On the eve of the G8 summit in Toyako, Japan, a British government report has called for links between the growing demand for biofuels and soaring world food prices to be closely examined.
The European Union's decision to use biofuels as the source of ten percent of its road transport fuel has come under increasing pressure due to the alleged connection between the growing of biofuel crops in place of food crops and the subsequent rise in world food prices.
Biofuels use crops such as maize, wheat and sugarcane to supply an alternative fuel low in carbon emissions. However the growing amount of farming space used to growbiofuels has impacted on the space available to grow traditional food crops and it is this link which the British government report has called for further examination.

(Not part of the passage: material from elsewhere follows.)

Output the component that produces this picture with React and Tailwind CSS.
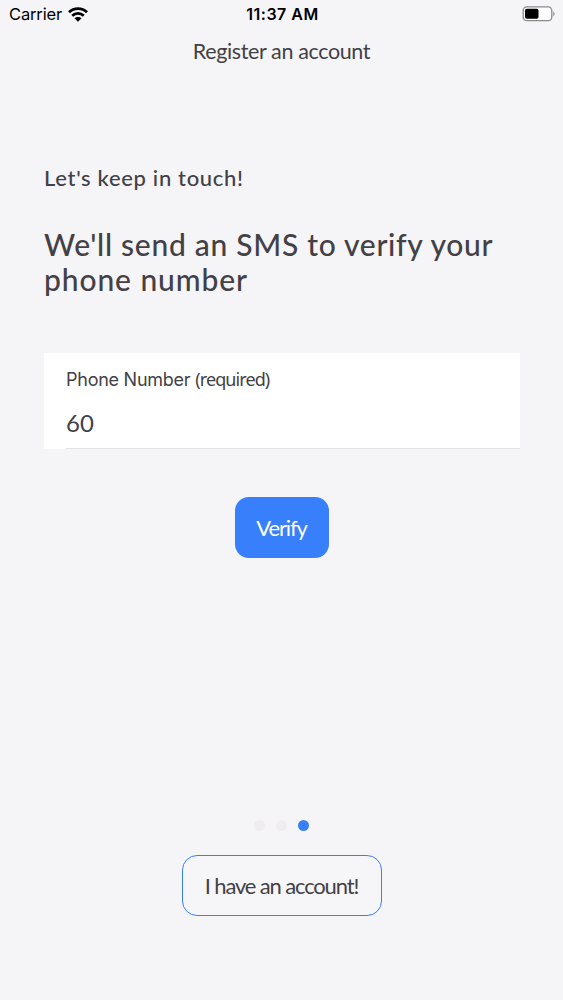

"There is so much evidence about the negative impacts of biofuels that setting mandatory targets seems unconscionable," said Phil Bloomer from campaign group Oxfam to Reuters UK.
"And yet that's what the UK has done, thereby sending a signal to the markets and the private sector that demand is here to stay, and keeping prices high. The EU must not follow suit."
Prime Minister Gordon Brown, on his way to the G8 summit where food and energy prices will play a major role in discussions, also called on Britons to cut food waste.
"If we are to get food prices down, we must also do more to deal with unnecessary demand – such as all of us doing more to cut food waste which is costing the average household in Britain around ? per week," reports the Guardian.
Brown is also expected to call for a moratorium on some biofuels at the summit and ask for the introduction of an overseeing international organisation to regulate food security. The group would have the same powers as the Inter-Governmental Committee on Climate Change which coordinates scientific debate on the environment and global warming.
Brown is among a number of G8 leaders calling for an increase in food aid to Africa.
U.S. President George Bush said: "I'm concerned about people going hungry. We'll be very constructive in the dialogue about the environment – I care about the environment – but today there's too much suffering in the continent of Africa," said the president. "Now is the time for the comfortable nations to step up and do something about it."